To automatically download, build, and use QMP/QIO, add the following flags to your cmake
command:
cmake [...] -DQUDA_DOWNLOAD_USQCD=ON -DQUDA_QMP=ON -DQUDA_QIO=ON [...]
Alternatively, QUDA can be pointed to a pre-existing cmake
build of QMP and QIO. Assuming QMP is in the directory /usr/local/qmp
and QIO is in the directory /usr/local/qio
, this can be accomplished by:
cmake [...] -DQUDA_QMP=ON -DQMP_DIR=/usr/local/qmp/lib/cmake/QMP -DQUDA_QIO=ON -DQIO_DIR=/usr/local/qio/lib/cmake/QIO [...]`
Loading and Saving Gauge fields
Gauge fields can be loaded and saved from the test executables via the flags --load-gauge [filename]
and --save-gauge [filename]
, where the files can either be relative or absolute paths. At this time the files must be in the SCIDAC format, but there are plans for at least loading MILC and NERSC archive formatted files in the future. The code relevant for loading and saving gauge fields is in qio_field.cpp
.
Loading and Saving Vector fields
ColorSpinorField
s can be loaded and saved in the context of eigenvalue/eigenvector deflation, as well as near-null vector generation when MG is being used. Vector saving can also take advantage of QIO's support for PARTFILE
formats as an optimization for filesystem performance. Note that QIO will automatically look for both single file and partfile formats while trying to load files, which is why there is no need to have a partfile flag for loading.

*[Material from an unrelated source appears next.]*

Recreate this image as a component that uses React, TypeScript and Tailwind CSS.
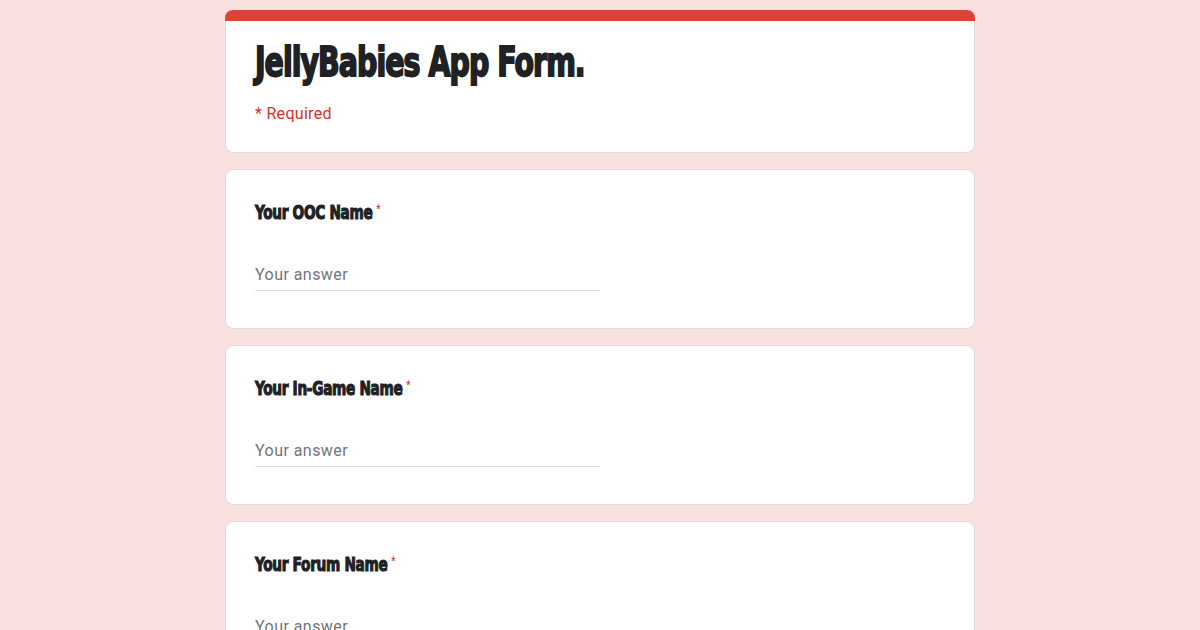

Object | Field name | Description | Flag |
---|---|---|---|
QudaEigParam |
char vec_infile[256] |
Input filename for eigenvectors | --eig-load-vec |
QudaEigParam |
char vec_outfile[256] |
Output filename for eigenvectors | --eig-save-vec |
QudaEigParam |
QudaBoolean vec_partfile |
Whether or not to save in partfile | --eig-save-partfile |
QudaMultigridParam |
char mg_vec_infile[i][256] |
Base of input filename | --mg-load-vec |
QudaMultigridParam |
char mg_vec_outfile[i][256] |
Base of output filename | --mg-save-vec |
QudaMultigridParam |
QudaBoolean mg_vec_partfile[i] |
Whether or not to save in partfile | --mg-partfile-vec |
Note that for MG, vec_load[i]
and vec_save[i]
, which are both QudaBoolean
, must also be set to QUDA_BOOLEAN_TRUE
.
PARTFILE
Notes on When vectors are saved in PARTFILE
format, each MPI rank saves its own contribution to a vector in a separate file. If the specified output filename is, for ex, foo
, the name of each individual file is given by foo.vol0003
(as an example) where the zero-padding is given by the format %04d
(in the context of printf
).
One possible workflow for this is to save PARTFILE
to per-node scratch disks during a run, copy them back to a network filesystem after a run, and then in subsequent runs copy the PARTFILE
s back to per-node scratch disks. An example script that could handle this is:
#! /usr/bin/bash
BASE_FILE=$1
FROM_TO=$2 # 1 for from, 0 for to
# compose my filename
if [ ! -z $OMPI_COMM_WORLD_RANK ]
then
MY_RANK=$OMPI_COMM_WORLD_RANK
elif [ ! -z $SLURM_PROCID ]
then
MY_RANK=$SLURM_PROCID
else
echo "No MPI rank variable detected"
fi
NUMBER=$(echo $MY_RANK | awk ' { printf "%04d",$1; } ')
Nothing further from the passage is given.